Sacia uma curiosidade minha: vc ensina o que...
bj.

Anônimo disse...

Caro Colega e querido amigo!
Em nossa profissão aprendemos, melhor do que ninguém, o quanto é a vida é feita de papéis...
e não me refiro apenas aos formulários, certidões, declarações, despachos e afins.
Refiro-me também aos papéis que assumimos, aos personagens que vestimos.
Às vezes ganhamos o palco, outras somos apenas mais um figurante, tal qual a Dona Morte, tentando, por entre vielas de uma grande metrópole, achar um jardim no meio de tanto papelão.
Adorei o blog, saudades de todos, grande beijo.

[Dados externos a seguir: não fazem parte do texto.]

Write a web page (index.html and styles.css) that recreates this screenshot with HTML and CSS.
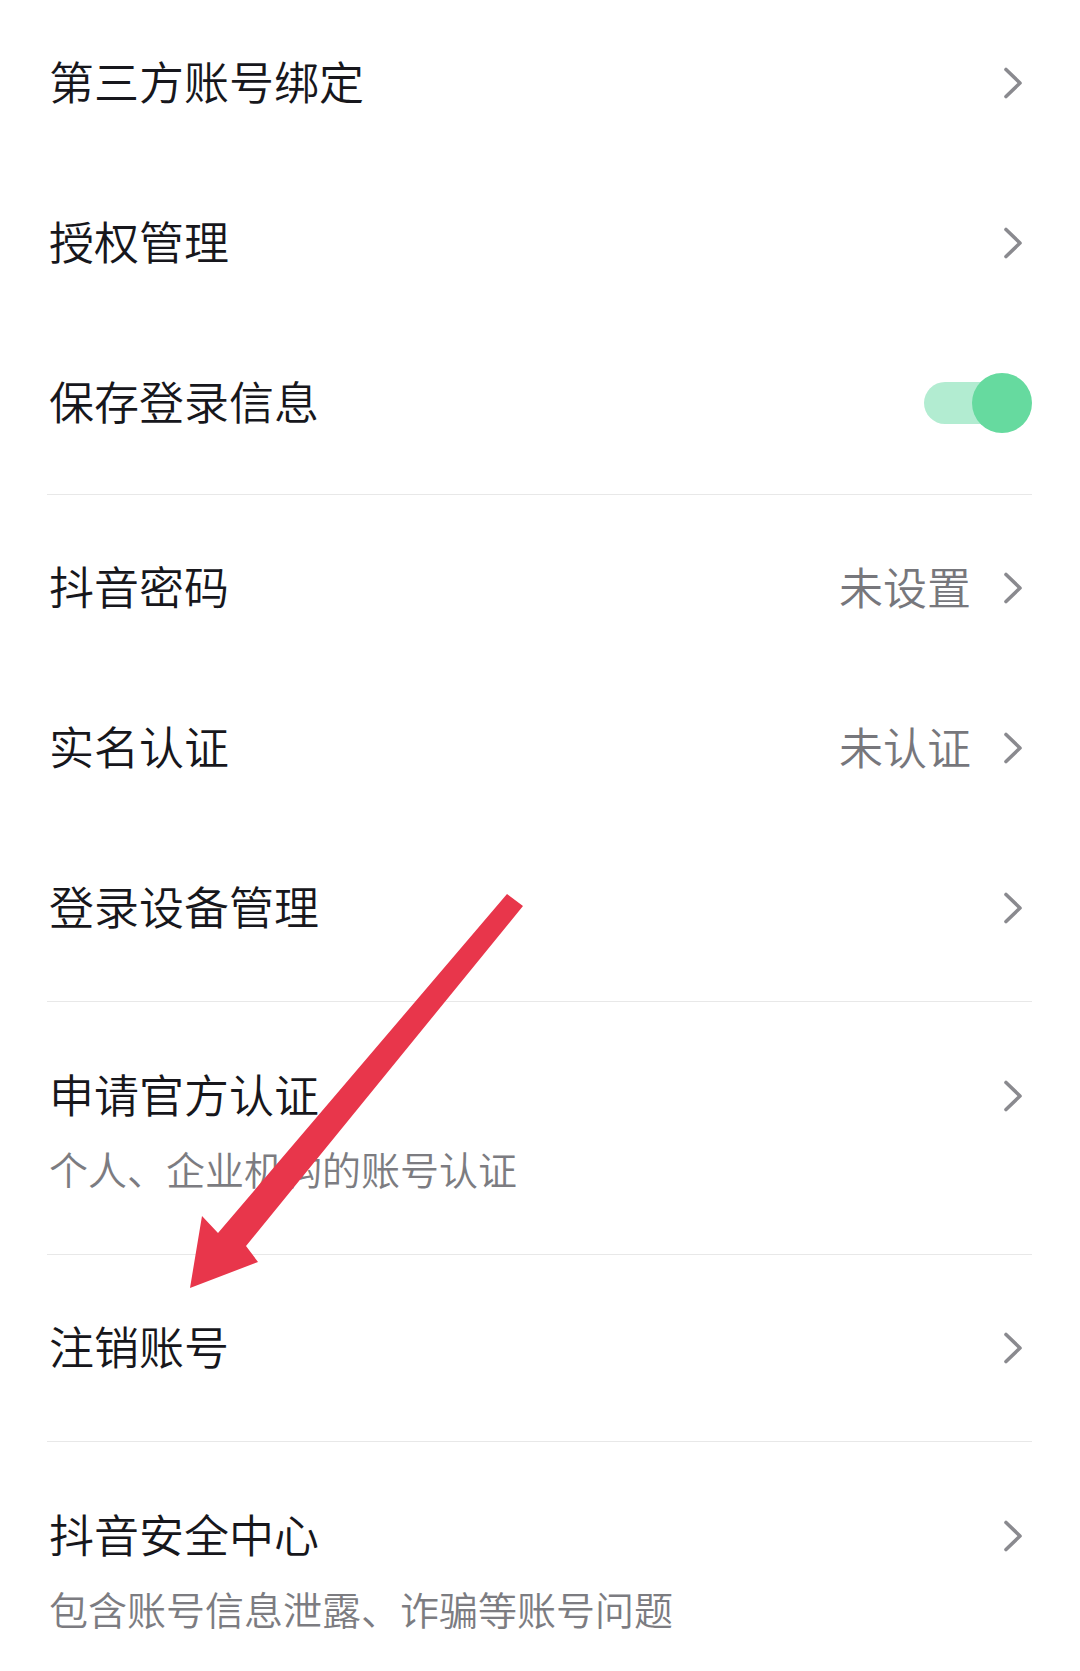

Eduardo Matzembacher Frizzo disse...

Cara confadre etílica Ju Zatt. É um prazer tê-la nos meus humildes vidros enegrecidos. Fato é que distâncias sentimentais destroem mais que distâncias geográficas, como disse uma amiga esses dias. Mas fato também é que os nominados de hoje podem ser os sem-nome de amanhã, o que nos leva a essa eterna angústia de ter sempre de ser mais que o outro - e, se possível, matar o outro, como mostra o diretor Costa-Gravas no filme O Corte. Entretanto, aqui no meu canto de livros, de teclado e um computador, com algumas canetas ao redor, teço minha solidão feliz pelo mero fato de saber que existo. Afinal, continuo respirando, e apenas isso já merecia uma caixa de Polar. Este ano, não sei por quais motivos, será ótimo. Pode parecer bobo, mas é o que sinto. Espero que tenha gostado mesmo do esopaço e volte a frequentar meu humilde espaçp. Um beijo enorme pra ti, guria linda.

Ana Valeska Maia disse...

coincidência: também ensino história do direito...

Nei Duclós disse...

Mas que coisa impressionante esse texto sobre a catadora de papéis. Sobre Vida e Morte. Sobre permanência e indiferença. Demais.